Den tiefsten Einblick in seine - nun ja - gewohnheitsmäßige Gemütsverfassung verdeutlicht jedoch die letzte Episode, die aus dem reichen Schatz Rellstabscher Verwirrungen erzählt werden soll. Menschen von seinem Kaliber kleben an ihren Gepflogenheiten wie Pech an Schwefel. Eher wird der Mond auf die Erde fallen, als daß solch ein Gewohnheitstier Rücksicht nähme auf den modischen Wandel.

Auf Drängen seiner Frau, und um endlich Ruhe zu finden vor ihren Vorhaltungen, hat sich Meister Rellstab eines Tages doch überreden lassen, einen neuen Mantel zu kaufen. Flugs in einen Laden hineingeschlüpft, ist er auch schon wieder draußen und unterwegs zu seinem geliebten Schachcafé, um sich dort in etlichen Partien müßiggängerisch die Zeit zu vertreiben.

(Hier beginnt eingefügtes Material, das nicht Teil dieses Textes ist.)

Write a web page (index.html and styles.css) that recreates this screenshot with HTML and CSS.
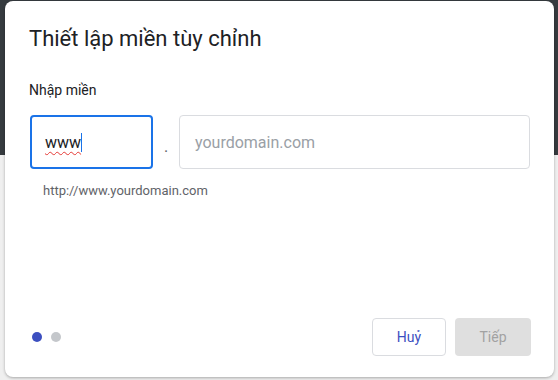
FILE: index.html
```html
<!DOCTYPE html>
<html lang="vi">

<head>
    <meta charset="UTF-8">
    <meta name="viewport" content="width=device-width, initial-scale=1.0">
    <title>Thiết lập miền tùy chỉnh</title>
    <link rel="stylesheet" href="styles.css">
</head>

<body>
    <div class="dialog">
        <h2 class="title">Thiết lập miền tùy chỉnh</h2>
        <p class="label">Nhập miền</p>
        <div class="domainRow">
            <div class="field active">
                <span class="typed">www</span><span class="caret"></span>
            </div>
            <span class="sep">.</span>
            <div class="field wide">
                <span class="placeholder">yourdomain.com</span>
            </div>
        </div>
        <p class="hint">http://www.yourdomain.com</p>
        <div class="footer">
            <div class="steps">
                <span class="step current"></span>
                <span class="step"></span>
            </div>
            <div class="actions">
                <button class="btn cancel">Huỷ</button>
                <button class="btn next" disabled>Tiếp</button>
            </div>
        </div>
    </div>
</body>

</html>
```

FILE: styles.css
```css
body {
    margin: 0;
    height: 380px;
    background: linear-gradient(#363b3f 0, #363b3f 155px, #efefef 155px);
    font-family: Roboto, "Noto Sans", sans-serif;
    color: #202124;
}

.dialog {
    box-sizing: border-box;
    width: 549px;
    height: 376px;
    margin: 1px 4px 0 5px;
    padding: 23px 23px 21px 24px;
    background: #fff;
    border-radius: 8px;
    box-shadow: 0 1px 3px rgba(0, 0, 0, 0.3);
    display: flex;
    flex-direction: column;
}

.title {
    margin: 0;
    font-size: 22px;
    font-weight: 400;
    line-height: 30px;
}

.label {
    margin: 26px 0 0;
    font-size: 14px;
    line-height: 20px;
}

.domainRow {
    display: flex;
    align-items: center;
    margin-top: 15px;
    padding-left: 1px;
}

.field {
    box-sizing: border-box;
    height: 54px;
    border: 1px solid #dadce0;
    border-radius: 4px;
    display: flex;
    align-items: center;
    padding-left: 15px;
    font-size: 16px;
}

.field.active {
    width: 123px;
    border: 2px solid #1a73e8;
    padding-left: 13px;
}

.field.wide {
    width: 351px;
}

.typed {
    text-decoration: underline wavy #e53935;
    text-decoration-thickness: 1px;
    text-underline-offset: 3px;
}

.caret {
    width: 1px;
    height: 19px;
    background: #1a73e8;
}

.placeholder {
    color: #9aa0a6;
}

.sep {
    width: 26px;
    text-align: center;
    font-size: 16px;
    color: #5f6368;
    padding-top: 8px;
}

.hint {
    margin: 13px 0 0 14px;
    font-size: 13px;
    line-height: 18px;
    color: #5f6368;
}

.footer {
    margin-top: auto;
    display: flex;
    justify-content: space-between;
    align-items: center;
}

.steps {
    display: flex;
    gap: 9px;
    padding-left: 3px;
}

.step {
    width: 10px;
    height: 10px;
    border-radius: 50%;
    background: #c4c7cb;
}

.step.current {
    background: #3c4fc0;
}

.actions {
    display: flex;
    gap: 9px;
}

.btn {
    box-sizing: border-box;
    height: 38px;
    border-radius: 4px;
    font-family: Roboto, "Noto Sans", sans-serif;
    font-size: 14px;
    font-weight: 400;
}

.cancel {
    width: 74px;
    background: #fff;
    border: 1px solid #dadce0;
    color: #3c4fc0;
}

.next {
    width: 76px;
    background: #dfdfdf;
    border: none;
    color: #a2a2a2;
}
```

Der Abend hat mit seinen vortastenden Schatten bereits den goldenen Kranz der Sonnenstrahlen verscheucht, die Dämmerung die Gehwege je und je entvölkert und mehr und mehr Gäste im Café haben sich auf den Nachhauseweg gemacht, als sich auch Rellstab zum Abschied erheben will. Die Kaffeehäusler unter seinen Schachfreunden sind längst schon daheim bei ihren Familien. Aber da hält ihn - o Schreck - eine fürchterliche Erkenntnis wie mit Wurzeln am Stuhl fest. Er hat vergessen, wie sein neuer Mantel aussieht.

Auch hängen noch zuviele am Garderobenständer, so daß er sich partout nicht besinnen kann. Schon verflucht er den dummen Streich, den er sich selbst spielte, als er sich ein neues Stück zugelegt hatte. Alle Mäntel scheinen ihm fremd entgegenzuglotzen. Was also tun? Unschicklich wäre es gewesen, in den Manteltaschen nach seinen Papieren zu wühlen. Unsterblich hätte er sich blamiert. Und soviel Anstand besitzt er nun doch, um auf seinen Ruf zu achten, der in der Vergangenheit durch dieses und jenes Mißgeschick ohnehin genügend lädiert war.

So bestellt er sich eine Tasse Kaffee nach der anderen. Denn ein gewitzter Einfall hilft ihm aus seiner Kalamität heraus. Er muß warten, bis auch der letzte Gast das Café verläßt. Erst wenn sich die Zahl der Wahlmöglichkeiten auf eins reduziert, kann er sicher sein, daß der Mantel, der noch an der Garderobe hängt, seiner ist.